··· PROVIDED MATERIAL ···
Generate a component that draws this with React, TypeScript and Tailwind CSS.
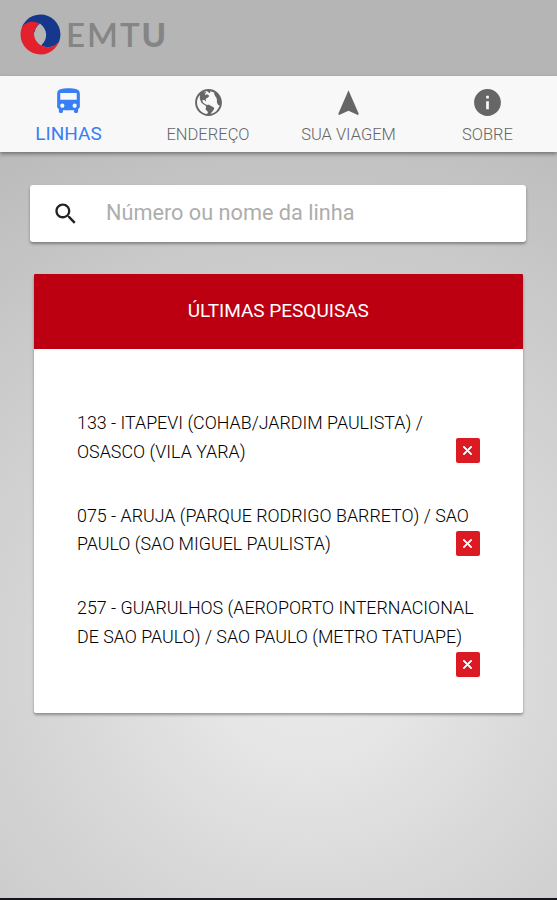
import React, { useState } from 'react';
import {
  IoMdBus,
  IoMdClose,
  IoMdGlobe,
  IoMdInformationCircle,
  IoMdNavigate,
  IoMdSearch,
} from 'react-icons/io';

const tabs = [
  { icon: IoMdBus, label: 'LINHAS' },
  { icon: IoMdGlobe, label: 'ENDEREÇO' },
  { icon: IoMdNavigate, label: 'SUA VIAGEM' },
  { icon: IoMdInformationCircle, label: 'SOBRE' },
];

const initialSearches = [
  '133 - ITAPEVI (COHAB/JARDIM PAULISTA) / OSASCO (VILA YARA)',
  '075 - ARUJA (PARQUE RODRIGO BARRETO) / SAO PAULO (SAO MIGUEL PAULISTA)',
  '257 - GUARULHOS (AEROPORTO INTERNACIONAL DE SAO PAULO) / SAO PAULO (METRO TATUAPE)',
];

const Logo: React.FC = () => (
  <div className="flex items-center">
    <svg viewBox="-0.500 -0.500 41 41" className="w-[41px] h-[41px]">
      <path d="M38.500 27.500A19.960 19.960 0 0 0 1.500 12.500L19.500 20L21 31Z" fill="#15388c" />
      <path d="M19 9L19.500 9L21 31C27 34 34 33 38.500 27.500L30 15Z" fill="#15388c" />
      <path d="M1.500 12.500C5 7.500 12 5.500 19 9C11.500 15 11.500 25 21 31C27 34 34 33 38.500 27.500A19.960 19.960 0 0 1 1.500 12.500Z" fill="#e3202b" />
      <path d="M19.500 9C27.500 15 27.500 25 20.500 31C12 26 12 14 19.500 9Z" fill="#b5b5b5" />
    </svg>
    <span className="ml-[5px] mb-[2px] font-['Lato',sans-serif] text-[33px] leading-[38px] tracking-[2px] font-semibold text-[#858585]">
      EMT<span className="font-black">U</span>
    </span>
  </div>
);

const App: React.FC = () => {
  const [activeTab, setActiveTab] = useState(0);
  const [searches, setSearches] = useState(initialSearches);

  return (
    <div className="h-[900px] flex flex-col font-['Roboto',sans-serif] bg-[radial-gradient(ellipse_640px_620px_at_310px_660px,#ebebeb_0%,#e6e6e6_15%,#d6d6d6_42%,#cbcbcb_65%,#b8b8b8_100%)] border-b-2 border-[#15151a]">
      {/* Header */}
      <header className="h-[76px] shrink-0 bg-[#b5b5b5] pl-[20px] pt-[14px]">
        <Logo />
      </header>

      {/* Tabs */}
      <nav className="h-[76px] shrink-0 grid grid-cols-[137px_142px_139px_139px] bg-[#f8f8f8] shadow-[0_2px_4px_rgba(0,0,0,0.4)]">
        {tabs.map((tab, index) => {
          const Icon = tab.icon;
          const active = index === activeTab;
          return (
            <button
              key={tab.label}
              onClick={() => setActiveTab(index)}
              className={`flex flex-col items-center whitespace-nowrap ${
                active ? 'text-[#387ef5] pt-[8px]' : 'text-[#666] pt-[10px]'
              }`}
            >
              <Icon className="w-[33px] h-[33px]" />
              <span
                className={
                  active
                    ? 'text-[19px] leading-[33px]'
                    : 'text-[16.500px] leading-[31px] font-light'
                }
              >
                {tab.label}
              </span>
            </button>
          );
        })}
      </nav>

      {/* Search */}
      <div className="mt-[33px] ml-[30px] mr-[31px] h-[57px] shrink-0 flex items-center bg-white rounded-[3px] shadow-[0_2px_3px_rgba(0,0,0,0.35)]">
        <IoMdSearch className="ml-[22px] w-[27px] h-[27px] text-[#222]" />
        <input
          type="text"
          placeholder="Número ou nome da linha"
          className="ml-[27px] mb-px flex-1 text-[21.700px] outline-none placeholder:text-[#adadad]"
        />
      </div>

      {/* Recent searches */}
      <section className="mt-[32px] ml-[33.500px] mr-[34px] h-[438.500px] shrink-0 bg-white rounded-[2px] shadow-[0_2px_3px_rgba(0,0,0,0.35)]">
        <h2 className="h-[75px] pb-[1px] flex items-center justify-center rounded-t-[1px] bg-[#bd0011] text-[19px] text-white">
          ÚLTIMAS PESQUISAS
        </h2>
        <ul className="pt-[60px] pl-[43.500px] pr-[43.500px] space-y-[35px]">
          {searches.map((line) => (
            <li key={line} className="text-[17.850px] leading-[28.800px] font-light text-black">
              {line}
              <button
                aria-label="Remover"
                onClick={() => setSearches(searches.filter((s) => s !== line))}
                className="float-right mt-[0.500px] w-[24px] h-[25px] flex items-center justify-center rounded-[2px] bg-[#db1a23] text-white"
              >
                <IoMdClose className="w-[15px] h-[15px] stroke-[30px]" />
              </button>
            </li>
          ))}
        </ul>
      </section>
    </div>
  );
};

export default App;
···
TASK INSTRUCTIONS: All of the data needs repeating exactly, but the pictures do not.

SOLUTION TO THIS TASK:
Generate a component that draws this with React, TypeScript and Tailwind CSS.
import React, { useState } from 'react';
import {
  IoMdBus,
  IoMdClose,
  IoMdGlobe,
  IoMdInformationCircle,
  IoMdNavigate,
  IoMdSearch,
} from 'react-icons/io';

const tabs = [
  { icon: IoMdBus, label: 'LINHAS' },
  { icon: IoMdGlobe, label: 'ENDEREÇO' },
  { icon: IoMdNavigate, label: 'SUA VIAGEM' },
  { icon: IoMdInformationCircle, label: 'SOBRE' },
];

const initialSearches = [
  '133 - ITAPEVI (COHAB/JARDIM PAULISTA) / OSASCO (VILA YARA)',
  '075 - ARUJA (PARQUE RODRIGO BARRETO) / SAO PAULO (SAO MIGUEL PAULISTA)',
  '257 - GUARULHOS (AEROPORTO INTERNACIONAL DE SAO PAULO) / SAO PAULO (METRO TATUAPE)',
];

const Logo: React.FC = () => (
  <div className="flex items-center">
    <svg viewBox="-0.500 -0.500 41 41" className="w-[41px] h-[41px]">
      <path d="M38.500 27.500A19.960 19.960 0 0 0 1.500 12.500L19.500 20L21 31Z" fill="#15388c" />
      <path d="M19 9L19.500 9L21 31C27 34 34 33 38.500 27.500L30 15Z" fill="#15388c" />
      <path d="M1.500 12.500C5 7.500 12 5.500 19 9C11.500 15 11.500 25 21 31C27 34 34 33 38.500 27.500A19.960 19.960 0 0 1 1.500 12.500Z" fill="#e3202b" />
      <path d="M19.500 9C27.500 15 27.500 25 20.500 31C12 26 12 14 19.500 9Z" fill="#b5b5b5" />
    </svg>
    <span className="ml-[5px] mb-[2px] font-['Lato',sans-serif] text-[33px] leading-[38px] tracking-[2px] font-semibold text-[#858585]">
      EMT<span className="font-black">U</span>
    </span>
  </div>
);

const App: React.FC = () => {
  const [activeTab, setActiveTab] = useState(0);
  const [searches, setSearches] = useState(initialSearches);

  return (
    <div className="h-[900px] flex flex-col font-['Roboto',sans-serif] bg-[radial-gradient(ellipse_640px_620px_at_310px_660px,#ebebeb_0%,#e6e6e6_15%,#d6d6d6_42%,#cbcbcb_65%,#b8b8b8_100%)] border-b-2 border-[#15151a]">
      {/* Header */}
      <header className="h-[76px] shrink-0 bg-[#b5b5b5] pl-[20px] pt-[14px]">
        <Logo />
      </header>

      {/* Tabs */}
      <nav className="h-[76px] shrink-0 grid grid-cols-[137px_142px_139px_139px] bg-[#f8f8f8] shadow-[0_2px_4px_rgba(0,0,0,0.4)]">
        {tabs.map((tab, index) => {
          const Icon = tab.icon;
          const active = index === activeTab;
          return (
            <button
              key={tab.label}
              onClick={() => setActiveTab(index)}
              className={`flex flex-col items-center whitespace-nowrap ${
                active ? 'text-[#387ef5] pt-[8px]' : 'text-[#666] pt-[10px]'
              }`}
            >
              <Icon className="w-[33px] h-[33px]" />
              <span
                className={
                  active
                    ? 'text-[19px] leading-[33px]'
                    : 'text-[16.500px] leading-[31px] font-light'
                }
              >
                {tab.label}
              </span>
            </button>
          );
        })}
      </nav>

      {/* Search */}
      <div className="mt-[33px] ml-[30px] mr-[31px] h-[57px] shrink-0 flex items-center bg-white rounded-[3px] shadow-[0_2px_3px_rgba(0,0,0,0.35)]">
        <IoMdSearch className="ml-[22px] w-[27px] h-[27px] text-[#222]" />
        <input
          type="text"
          placeholder="Número ou nome da linha"
          className="ml-[27px] mb-px flex-1 text-[21.700px] outline-none placeholder:text-[#adadad]"
        />
      </div>

      {/* Recent searches */}
      <section className="mt-[32px] ml-[33.500px] mr-[34px] h-[438.500px] shrink-0 bg-white rounded-[2px] shadow-[0_2px_3px_rgba(0,0,0,0.35)]">
        <h2 className="h-[75px] pb-[1px] flex items-center justify-center rounded-t-[1px] bg-[#bd0011] text-[19px] text-white">
          ÚLTIMAS PESQUISAS
        </h2>
        <ul className="pt-[60px] pl-[43.500px] pr-[43.500px] space-y-[35px]">
          {searches.map((line) => (
            <li key={line} className="text-[17.850px] leading-[28.800px] font-light text-black">
              {line}
              <button
                aria-label="Remover"
                onClick={() => setSearches(searches.filter((s) => s !== line))}
                className="float-right mt-[0.500px] w-[24px] h-[25px] flex items-center justify-center rounded-[2px] bg-[#db1a23] text-white"
              >
                <IoMdClose className="w-[15px] h-[15px] stroke-[30px]" />
              </button>
            </li>
          ))}
        </ul>
      </section>
    </div>
  );
};

export default App;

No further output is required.